- What the task asks:
Write each line of the material exactly as given, from the top through the line that contains "MdShowChart, MdAssignment, MdKeyboardArrowDown", and omit all pictures.

###

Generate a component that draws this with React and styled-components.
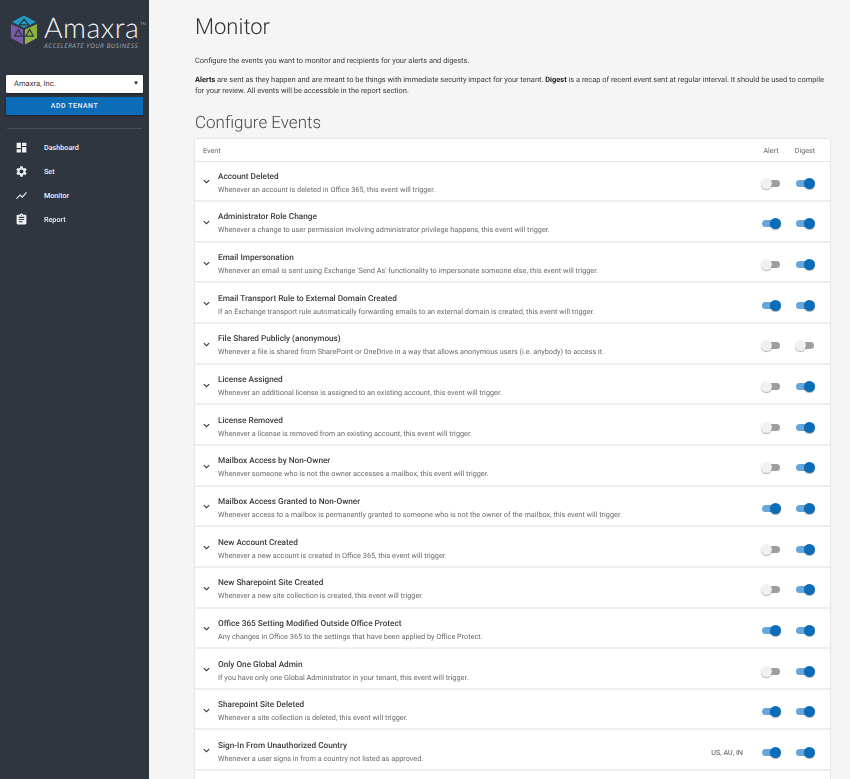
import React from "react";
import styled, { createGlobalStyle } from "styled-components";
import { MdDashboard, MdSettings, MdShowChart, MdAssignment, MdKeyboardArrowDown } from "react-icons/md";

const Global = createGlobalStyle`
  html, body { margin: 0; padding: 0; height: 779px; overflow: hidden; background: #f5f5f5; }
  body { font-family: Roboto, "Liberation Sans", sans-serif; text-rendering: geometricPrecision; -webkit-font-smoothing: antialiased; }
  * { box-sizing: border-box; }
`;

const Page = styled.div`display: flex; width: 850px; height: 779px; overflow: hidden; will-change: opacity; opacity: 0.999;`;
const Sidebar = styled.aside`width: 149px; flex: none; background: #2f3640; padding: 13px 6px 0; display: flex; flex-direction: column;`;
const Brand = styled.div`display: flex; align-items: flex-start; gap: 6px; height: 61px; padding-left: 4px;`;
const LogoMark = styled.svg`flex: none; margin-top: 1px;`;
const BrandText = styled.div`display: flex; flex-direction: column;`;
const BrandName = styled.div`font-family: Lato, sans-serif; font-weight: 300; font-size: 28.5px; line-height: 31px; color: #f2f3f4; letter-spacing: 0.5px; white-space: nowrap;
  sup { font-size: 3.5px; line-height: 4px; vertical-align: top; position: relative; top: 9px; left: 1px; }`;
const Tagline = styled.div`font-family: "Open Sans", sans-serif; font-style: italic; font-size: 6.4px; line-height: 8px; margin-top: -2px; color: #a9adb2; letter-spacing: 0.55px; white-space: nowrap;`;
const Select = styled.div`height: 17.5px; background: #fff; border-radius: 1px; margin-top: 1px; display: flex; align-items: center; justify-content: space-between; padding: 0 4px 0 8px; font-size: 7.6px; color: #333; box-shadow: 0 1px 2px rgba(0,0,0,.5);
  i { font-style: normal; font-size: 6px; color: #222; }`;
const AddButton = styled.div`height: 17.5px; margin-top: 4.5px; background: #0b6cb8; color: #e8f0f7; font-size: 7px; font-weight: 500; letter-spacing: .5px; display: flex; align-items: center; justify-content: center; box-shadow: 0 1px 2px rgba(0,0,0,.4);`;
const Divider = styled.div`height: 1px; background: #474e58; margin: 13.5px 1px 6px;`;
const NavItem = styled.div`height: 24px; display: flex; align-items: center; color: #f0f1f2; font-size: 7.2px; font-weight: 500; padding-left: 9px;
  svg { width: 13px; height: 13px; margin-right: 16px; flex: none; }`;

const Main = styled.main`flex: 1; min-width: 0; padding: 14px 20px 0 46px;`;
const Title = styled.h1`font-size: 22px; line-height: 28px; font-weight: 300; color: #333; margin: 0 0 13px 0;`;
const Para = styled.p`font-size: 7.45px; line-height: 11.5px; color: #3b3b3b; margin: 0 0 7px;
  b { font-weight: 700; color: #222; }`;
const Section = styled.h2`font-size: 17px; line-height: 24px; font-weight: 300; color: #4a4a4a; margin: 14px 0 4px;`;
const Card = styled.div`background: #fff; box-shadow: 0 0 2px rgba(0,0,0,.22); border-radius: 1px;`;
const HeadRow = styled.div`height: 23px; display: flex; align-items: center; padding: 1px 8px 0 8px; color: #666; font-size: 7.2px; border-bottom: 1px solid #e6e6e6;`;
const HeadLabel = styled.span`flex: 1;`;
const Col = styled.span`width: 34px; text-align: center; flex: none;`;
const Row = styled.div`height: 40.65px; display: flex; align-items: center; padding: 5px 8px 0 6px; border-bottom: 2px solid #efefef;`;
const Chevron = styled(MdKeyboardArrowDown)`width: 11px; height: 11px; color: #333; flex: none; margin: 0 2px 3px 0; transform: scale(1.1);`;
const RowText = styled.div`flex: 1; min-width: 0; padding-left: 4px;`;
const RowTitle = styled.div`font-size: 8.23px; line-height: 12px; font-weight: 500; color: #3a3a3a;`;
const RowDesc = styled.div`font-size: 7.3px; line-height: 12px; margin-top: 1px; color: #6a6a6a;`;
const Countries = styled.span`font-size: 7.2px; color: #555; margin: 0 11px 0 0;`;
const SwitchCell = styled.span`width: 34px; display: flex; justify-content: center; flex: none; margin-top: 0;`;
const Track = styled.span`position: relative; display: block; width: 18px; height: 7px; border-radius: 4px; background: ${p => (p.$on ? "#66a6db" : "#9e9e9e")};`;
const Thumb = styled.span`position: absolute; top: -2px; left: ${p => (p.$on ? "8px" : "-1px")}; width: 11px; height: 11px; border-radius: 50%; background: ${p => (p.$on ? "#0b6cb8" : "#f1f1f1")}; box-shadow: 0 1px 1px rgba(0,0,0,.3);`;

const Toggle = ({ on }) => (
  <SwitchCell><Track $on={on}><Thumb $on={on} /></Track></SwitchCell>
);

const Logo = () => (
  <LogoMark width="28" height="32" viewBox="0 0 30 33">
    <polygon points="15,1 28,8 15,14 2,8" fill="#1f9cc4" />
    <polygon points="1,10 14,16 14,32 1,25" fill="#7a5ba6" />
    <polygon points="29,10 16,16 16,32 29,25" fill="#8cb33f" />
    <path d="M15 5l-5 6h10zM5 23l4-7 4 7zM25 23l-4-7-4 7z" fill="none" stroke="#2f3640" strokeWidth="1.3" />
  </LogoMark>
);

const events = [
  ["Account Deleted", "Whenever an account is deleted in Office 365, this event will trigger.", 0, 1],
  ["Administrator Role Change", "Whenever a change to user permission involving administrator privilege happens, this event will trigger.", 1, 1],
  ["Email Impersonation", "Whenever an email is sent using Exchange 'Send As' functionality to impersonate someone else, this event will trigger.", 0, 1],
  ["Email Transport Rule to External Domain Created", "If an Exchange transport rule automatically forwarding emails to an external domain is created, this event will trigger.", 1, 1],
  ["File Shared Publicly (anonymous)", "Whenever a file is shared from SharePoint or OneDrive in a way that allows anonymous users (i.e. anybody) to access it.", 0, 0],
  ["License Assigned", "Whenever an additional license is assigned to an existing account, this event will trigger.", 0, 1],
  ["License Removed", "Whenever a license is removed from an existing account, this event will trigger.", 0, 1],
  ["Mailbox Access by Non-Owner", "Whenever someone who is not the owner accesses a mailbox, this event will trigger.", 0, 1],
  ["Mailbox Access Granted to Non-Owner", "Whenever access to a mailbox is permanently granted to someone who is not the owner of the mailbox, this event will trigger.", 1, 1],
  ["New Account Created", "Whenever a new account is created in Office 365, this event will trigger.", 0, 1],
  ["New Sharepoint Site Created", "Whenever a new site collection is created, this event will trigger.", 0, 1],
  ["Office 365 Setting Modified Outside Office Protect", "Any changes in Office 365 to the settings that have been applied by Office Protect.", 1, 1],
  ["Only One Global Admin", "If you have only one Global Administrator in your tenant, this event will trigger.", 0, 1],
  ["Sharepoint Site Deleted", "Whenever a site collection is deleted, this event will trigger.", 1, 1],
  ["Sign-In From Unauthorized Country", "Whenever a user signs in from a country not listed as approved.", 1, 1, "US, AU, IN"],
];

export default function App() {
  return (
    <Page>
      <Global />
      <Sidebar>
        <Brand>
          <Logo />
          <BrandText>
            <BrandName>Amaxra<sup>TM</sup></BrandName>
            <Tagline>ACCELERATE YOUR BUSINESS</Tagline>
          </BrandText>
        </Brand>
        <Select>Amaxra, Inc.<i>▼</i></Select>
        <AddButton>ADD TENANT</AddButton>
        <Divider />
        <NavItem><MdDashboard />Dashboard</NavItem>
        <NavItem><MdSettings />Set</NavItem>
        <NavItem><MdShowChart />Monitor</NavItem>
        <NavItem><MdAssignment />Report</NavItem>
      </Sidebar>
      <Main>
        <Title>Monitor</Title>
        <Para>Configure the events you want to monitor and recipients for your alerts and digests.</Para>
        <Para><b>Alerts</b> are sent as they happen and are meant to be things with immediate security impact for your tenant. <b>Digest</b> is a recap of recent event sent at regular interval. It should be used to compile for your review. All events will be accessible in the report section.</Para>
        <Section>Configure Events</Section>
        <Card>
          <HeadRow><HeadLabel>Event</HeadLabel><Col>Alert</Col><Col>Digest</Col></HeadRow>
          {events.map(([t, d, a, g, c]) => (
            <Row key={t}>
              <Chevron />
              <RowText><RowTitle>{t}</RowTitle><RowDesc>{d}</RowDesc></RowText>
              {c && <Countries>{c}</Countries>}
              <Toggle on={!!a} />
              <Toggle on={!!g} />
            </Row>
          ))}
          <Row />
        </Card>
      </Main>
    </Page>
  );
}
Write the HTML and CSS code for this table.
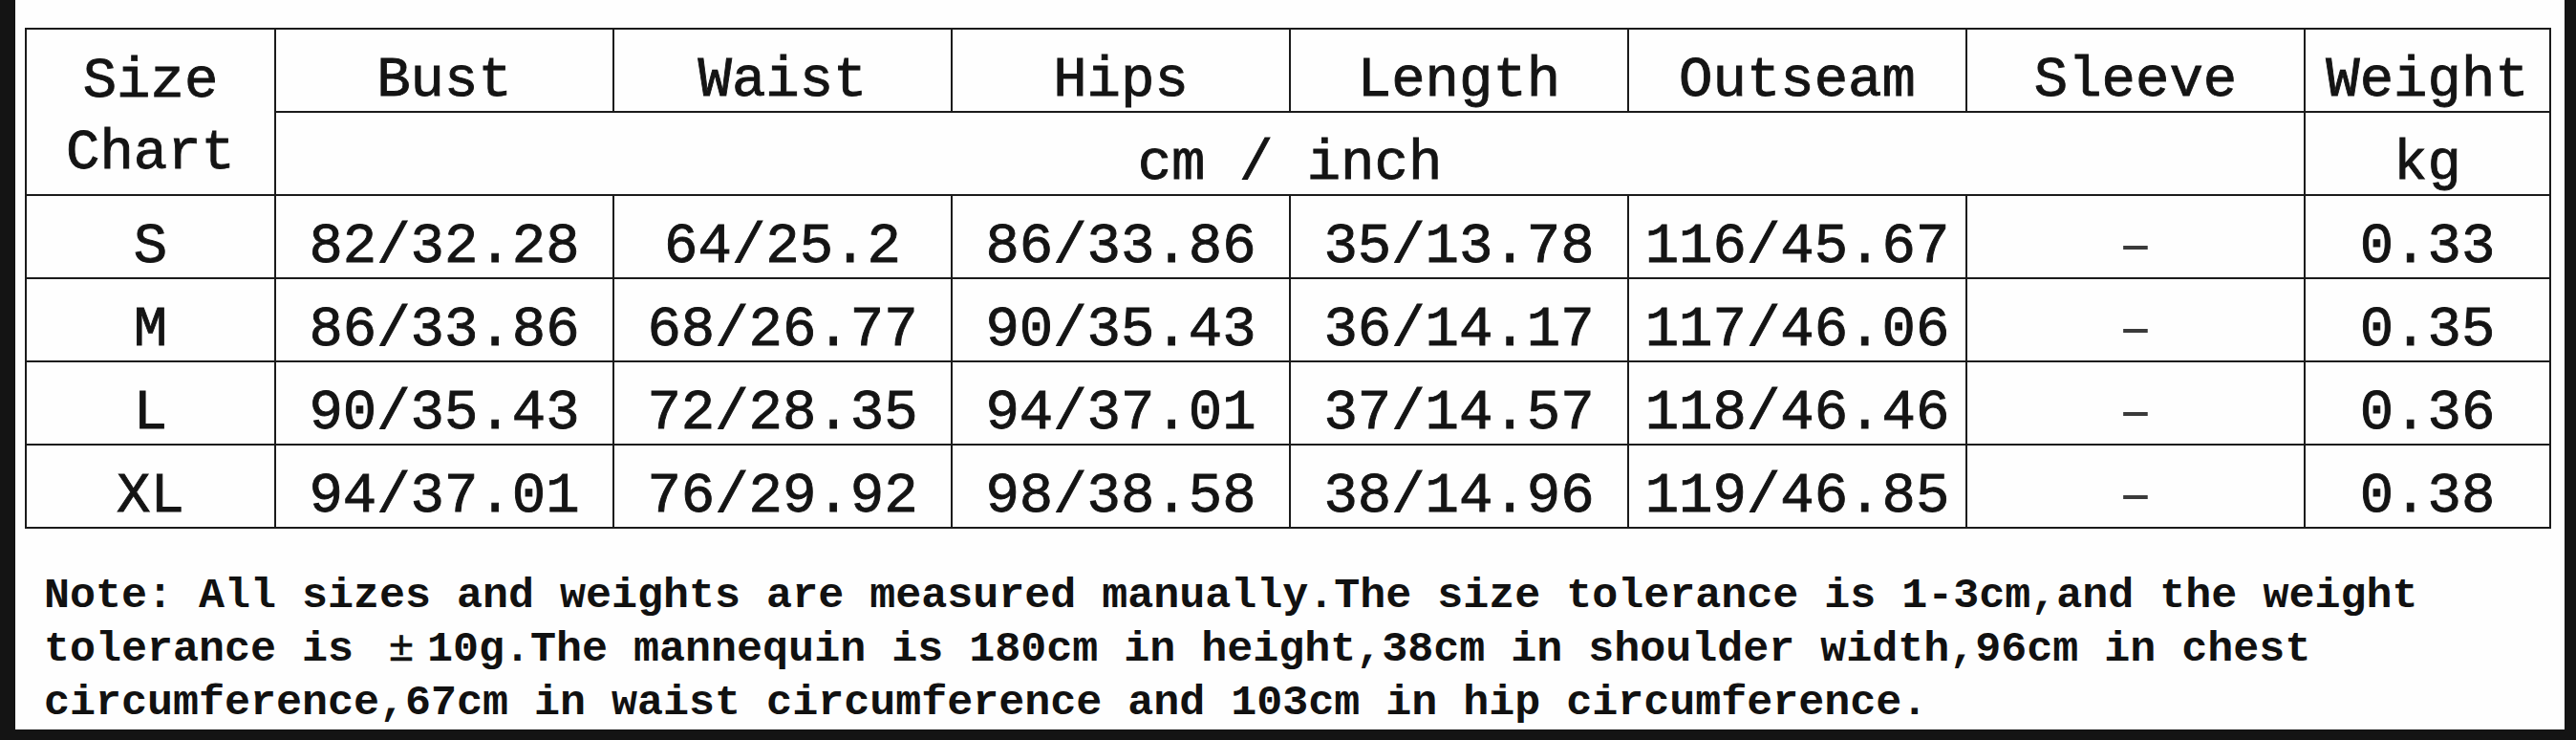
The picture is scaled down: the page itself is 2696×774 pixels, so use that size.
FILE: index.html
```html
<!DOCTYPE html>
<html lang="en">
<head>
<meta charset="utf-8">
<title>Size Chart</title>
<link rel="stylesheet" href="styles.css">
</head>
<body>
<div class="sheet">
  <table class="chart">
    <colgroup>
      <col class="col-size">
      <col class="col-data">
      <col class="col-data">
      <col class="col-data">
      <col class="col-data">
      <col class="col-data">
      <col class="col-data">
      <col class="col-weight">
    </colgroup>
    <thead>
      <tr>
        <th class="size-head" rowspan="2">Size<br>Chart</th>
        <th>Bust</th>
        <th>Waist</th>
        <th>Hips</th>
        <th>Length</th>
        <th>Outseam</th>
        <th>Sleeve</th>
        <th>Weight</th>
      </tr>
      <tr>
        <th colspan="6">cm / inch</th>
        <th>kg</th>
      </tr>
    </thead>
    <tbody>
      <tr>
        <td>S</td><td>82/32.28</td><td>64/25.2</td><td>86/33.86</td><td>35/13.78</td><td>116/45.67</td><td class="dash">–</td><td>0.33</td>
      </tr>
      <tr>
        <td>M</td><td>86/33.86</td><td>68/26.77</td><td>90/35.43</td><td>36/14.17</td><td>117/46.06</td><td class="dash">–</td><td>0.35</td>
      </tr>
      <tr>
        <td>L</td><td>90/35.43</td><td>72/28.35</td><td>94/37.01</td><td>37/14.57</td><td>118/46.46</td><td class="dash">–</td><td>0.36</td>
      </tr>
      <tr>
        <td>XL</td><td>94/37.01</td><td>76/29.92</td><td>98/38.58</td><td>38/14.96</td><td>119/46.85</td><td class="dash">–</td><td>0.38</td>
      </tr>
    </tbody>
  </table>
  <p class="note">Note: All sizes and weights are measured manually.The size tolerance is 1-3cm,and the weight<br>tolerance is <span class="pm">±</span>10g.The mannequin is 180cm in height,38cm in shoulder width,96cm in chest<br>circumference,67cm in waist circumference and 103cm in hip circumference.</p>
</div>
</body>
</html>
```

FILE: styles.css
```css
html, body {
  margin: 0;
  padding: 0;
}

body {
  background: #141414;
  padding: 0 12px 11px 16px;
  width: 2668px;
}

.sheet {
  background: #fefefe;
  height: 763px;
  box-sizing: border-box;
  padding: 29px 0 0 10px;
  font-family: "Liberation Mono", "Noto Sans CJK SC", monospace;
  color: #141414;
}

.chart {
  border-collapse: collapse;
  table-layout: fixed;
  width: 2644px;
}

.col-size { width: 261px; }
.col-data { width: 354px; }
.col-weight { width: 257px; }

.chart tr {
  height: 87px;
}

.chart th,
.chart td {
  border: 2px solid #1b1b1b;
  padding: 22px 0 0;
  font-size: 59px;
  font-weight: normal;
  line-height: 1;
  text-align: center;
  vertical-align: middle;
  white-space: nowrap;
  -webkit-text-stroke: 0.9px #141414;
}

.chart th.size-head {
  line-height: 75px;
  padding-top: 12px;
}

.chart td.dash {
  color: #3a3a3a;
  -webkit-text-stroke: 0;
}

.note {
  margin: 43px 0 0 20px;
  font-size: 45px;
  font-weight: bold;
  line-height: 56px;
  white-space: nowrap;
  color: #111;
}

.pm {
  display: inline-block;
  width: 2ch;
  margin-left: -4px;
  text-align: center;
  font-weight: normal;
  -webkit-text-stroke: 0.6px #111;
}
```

###

- Correct result:
Generate a component that draws this with React and styled-components.
import React from "react";
import styled, { createGlobalStyle } from "styled-components";
import { MdDashboard, MdSettings, MdShowChart, MdAssignment, MdKeyboardArrowDown } from "react-icons/md";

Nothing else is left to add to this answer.